Stored data entries:
################

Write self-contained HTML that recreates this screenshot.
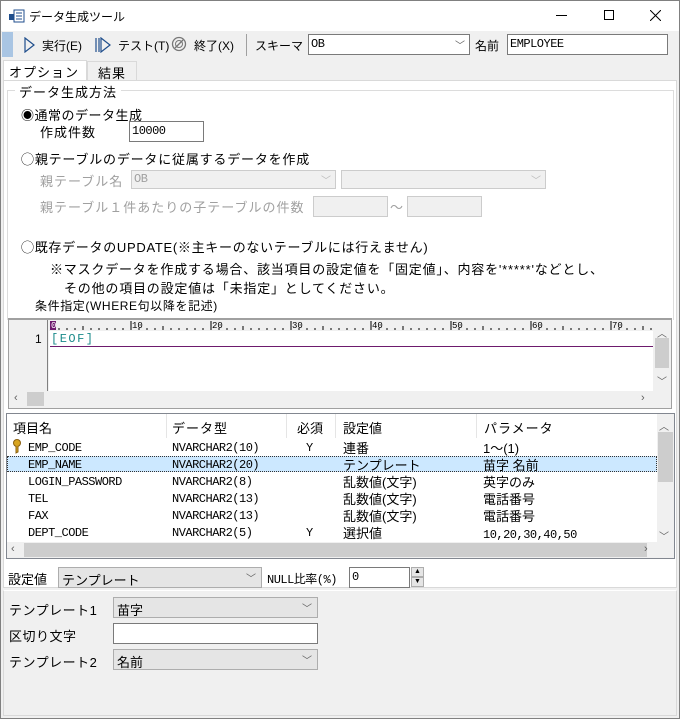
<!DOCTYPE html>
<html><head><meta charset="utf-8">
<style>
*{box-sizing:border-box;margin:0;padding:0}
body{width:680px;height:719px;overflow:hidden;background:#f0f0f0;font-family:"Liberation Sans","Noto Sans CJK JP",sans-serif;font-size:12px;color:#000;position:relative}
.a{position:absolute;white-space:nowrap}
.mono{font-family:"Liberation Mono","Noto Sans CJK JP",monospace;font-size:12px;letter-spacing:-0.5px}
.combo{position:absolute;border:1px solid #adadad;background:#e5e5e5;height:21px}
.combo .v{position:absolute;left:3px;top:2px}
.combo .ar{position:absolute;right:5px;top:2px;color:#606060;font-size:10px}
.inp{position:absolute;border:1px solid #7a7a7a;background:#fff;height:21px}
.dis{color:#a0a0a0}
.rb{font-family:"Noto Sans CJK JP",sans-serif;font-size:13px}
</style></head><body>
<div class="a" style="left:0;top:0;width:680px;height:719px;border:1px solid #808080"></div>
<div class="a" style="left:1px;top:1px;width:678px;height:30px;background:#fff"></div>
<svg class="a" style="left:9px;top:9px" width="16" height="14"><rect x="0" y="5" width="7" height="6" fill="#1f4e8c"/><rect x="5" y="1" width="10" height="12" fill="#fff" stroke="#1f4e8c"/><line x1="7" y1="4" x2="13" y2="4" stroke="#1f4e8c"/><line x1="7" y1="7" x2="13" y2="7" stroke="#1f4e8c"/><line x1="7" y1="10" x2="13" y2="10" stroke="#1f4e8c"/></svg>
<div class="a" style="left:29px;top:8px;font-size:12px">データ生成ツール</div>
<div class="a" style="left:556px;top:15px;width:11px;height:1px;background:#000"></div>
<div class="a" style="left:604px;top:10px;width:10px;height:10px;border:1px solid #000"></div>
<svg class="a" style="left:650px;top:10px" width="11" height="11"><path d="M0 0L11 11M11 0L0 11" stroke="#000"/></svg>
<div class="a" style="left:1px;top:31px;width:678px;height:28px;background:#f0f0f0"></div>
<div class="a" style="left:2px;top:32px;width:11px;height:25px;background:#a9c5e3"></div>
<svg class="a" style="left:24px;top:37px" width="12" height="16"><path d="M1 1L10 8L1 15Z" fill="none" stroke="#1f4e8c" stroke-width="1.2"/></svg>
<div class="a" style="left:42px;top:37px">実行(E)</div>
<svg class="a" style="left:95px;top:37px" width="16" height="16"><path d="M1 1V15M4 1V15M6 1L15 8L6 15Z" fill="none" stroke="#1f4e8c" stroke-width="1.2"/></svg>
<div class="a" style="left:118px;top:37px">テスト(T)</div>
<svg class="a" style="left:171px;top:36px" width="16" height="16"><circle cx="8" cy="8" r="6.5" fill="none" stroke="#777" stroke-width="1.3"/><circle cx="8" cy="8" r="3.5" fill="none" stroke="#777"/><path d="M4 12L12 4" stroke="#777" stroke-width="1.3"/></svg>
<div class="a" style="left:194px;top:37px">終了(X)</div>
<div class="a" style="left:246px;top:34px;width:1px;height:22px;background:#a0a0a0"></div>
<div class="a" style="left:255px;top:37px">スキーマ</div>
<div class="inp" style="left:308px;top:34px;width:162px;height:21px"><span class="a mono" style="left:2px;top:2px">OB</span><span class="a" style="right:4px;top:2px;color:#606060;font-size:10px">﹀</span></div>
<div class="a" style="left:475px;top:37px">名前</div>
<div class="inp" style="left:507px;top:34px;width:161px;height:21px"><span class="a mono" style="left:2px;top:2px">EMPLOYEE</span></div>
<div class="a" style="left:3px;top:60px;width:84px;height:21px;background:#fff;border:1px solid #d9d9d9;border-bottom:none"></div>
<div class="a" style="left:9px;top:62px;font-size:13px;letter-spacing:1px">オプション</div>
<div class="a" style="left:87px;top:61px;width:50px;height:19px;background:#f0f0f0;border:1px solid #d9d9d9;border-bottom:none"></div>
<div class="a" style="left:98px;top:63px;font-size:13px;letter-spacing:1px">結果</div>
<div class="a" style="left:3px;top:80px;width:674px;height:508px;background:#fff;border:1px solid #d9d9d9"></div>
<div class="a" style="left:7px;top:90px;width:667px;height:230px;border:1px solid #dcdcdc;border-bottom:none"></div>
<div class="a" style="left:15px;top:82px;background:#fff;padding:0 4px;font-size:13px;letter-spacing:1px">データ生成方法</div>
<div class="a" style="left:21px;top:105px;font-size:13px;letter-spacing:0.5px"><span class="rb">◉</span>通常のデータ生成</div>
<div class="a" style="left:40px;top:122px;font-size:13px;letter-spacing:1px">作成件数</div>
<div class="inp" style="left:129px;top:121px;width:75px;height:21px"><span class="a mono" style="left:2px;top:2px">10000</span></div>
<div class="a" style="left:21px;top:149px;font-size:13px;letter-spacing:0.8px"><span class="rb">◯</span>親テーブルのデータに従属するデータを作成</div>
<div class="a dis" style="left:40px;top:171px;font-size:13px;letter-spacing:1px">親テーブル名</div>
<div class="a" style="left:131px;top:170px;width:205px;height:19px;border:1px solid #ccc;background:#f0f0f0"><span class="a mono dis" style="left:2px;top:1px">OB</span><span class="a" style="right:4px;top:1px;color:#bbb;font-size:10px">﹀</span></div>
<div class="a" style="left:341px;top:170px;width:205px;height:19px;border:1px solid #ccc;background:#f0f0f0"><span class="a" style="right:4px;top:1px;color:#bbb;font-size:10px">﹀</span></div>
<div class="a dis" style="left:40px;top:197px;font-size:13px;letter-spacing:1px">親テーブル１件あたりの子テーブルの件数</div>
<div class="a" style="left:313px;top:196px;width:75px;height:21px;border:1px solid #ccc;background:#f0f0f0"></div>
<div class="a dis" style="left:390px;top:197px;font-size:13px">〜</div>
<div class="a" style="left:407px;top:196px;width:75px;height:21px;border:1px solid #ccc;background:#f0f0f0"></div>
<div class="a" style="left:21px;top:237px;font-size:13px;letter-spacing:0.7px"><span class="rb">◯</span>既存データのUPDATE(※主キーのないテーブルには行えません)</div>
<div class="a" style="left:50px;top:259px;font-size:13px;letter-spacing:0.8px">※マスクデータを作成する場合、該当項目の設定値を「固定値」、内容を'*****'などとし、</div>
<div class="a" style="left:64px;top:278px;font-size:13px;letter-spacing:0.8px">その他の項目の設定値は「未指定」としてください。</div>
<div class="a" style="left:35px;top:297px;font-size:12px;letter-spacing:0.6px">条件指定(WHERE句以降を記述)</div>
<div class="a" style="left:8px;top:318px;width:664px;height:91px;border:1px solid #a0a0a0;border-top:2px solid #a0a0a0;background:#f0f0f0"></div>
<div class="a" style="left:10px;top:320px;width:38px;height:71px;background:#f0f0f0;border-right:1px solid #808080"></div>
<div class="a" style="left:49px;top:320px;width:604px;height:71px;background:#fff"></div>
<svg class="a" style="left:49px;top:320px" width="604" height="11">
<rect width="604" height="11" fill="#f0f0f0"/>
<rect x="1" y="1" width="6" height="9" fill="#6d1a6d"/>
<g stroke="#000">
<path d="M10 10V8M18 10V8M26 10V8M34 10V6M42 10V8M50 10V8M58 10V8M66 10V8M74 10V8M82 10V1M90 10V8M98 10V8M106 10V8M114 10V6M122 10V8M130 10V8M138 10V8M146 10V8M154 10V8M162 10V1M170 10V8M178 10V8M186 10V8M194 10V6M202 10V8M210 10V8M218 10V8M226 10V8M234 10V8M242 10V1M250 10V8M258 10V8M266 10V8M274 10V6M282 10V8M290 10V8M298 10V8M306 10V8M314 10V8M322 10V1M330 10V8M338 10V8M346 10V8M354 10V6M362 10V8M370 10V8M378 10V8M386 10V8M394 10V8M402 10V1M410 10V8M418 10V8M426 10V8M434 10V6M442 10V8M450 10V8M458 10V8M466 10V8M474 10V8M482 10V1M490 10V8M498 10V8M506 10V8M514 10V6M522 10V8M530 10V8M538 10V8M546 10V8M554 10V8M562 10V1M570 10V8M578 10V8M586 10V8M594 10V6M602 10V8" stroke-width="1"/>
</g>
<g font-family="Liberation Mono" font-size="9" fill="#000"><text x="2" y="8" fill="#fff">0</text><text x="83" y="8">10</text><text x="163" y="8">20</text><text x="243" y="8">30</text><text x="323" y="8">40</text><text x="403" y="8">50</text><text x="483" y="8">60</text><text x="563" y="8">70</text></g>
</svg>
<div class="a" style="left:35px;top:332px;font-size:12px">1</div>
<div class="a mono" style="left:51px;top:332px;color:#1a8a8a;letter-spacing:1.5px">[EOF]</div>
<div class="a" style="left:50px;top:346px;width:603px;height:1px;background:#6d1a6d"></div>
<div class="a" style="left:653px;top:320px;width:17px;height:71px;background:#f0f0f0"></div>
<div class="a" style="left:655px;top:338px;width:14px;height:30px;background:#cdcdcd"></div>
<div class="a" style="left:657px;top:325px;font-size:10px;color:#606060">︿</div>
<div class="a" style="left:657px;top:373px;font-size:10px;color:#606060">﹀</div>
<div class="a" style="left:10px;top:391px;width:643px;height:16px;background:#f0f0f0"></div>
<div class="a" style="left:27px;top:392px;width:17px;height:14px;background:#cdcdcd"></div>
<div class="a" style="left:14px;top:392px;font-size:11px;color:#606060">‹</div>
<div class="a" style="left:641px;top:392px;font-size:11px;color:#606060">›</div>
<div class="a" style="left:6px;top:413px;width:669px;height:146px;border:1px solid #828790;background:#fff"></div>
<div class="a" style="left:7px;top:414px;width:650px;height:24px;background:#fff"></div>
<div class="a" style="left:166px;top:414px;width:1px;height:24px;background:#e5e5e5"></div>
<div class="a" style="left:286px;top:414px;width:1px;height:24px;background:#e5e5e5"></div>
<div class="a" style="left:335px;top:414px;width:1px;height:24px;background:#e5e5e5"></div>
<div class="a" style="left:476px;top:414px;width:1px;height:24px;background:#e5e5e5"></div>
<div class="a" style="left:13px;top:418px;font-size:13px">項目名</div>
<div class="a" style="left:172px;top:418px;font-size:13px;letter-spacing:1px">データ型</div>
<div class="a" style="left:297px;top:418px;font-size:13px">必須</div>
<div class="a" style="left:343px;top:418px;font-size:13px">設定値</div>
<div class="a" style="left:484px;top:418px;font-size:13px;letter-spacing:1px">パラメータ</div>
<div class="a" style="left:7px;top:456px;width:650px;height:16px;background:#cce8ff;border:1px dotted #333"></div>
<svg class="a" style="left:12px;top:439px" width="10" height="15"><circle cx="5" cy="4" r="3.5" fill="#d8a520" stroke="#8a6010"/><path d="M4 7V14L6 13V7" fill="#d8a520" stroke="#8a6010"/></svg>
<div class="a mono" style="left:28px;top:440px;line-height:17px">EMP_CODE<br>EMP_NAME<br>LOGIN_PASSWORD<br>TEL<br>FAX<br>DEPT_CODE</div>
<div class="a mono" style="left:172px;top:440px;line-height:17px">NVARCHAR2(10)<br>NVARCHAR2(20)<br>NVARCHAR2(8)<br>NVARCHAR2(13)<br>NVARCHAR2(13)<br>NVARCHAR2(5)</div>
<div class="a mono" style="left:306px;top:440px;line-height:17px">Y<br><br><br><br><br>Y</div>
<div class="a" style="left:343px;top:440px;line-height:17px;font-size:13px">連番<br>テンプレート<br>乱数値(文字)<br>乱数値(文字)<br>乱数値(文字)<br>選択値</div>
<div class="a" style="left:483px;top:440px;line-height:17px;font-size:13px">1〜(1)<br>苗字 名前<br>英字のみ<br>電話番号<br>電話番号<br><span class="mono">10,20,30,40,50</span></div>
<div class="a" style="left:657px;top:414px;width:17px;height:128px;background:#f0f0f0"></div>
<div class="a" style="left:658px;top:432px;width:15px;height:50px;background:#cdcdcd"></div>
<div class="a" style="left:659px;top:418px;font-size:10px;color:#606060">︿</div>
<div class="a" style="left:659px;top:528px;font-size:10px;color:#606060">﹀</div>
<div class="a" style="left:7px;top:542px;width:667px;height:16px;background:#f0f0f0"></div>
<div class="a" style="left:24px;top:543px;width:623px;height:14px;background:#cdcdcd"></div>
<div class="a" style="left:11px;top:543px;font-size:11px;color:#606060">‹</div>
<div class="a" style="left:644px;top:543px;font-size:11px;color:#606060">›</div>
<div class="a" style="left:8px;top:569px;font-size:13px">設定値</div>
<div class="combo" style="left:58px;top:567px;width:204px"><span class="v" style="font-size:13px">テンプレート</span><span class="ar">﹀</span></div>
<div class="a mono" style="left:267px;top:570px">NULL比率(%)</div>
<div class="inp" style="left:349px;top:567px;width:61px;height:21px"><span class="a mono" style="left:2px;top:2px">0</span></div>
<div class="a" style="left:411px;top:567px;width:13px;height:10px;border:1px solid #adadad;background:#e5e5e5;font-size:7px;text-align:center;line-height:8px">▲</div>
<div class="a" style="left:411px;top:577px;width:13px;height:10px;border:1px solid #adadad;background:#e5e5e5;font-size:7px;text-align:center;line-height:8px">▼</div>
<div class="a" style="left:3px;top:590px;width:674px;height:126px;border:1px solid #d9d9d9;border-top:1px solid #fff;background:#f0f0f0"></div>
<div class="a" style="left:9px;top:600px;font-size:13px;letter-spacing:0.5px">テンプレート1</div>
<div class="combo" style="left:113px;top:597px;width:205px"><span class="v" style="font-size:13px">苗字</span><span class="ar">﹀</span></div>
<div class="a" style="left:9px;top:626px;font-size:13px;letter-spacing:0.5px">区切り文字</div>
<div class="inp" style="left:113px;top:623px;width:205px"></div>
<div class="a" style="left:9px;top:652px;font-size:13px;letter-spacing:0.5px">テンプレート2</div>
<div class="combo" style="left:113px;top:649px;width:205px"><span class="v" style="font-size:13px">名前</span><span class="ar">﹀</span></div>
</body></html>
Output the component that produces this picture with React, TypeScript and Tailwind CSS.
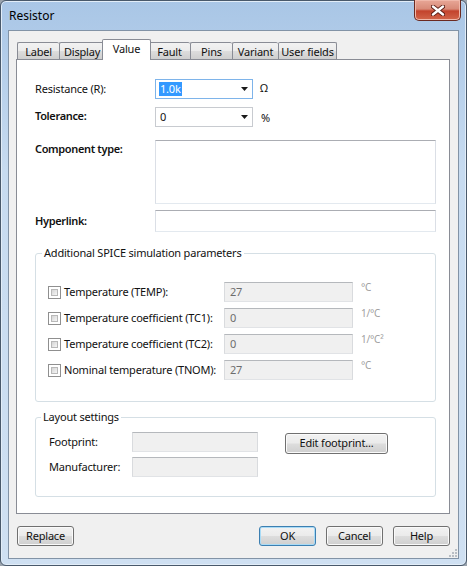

################

Goal:
Consider the entries above and return each line with the string "that".

The response:
Write self-contained HTML that recreates this screenshot.
Output the component that produces this picture with React, TypeScript and Tailwind CSS.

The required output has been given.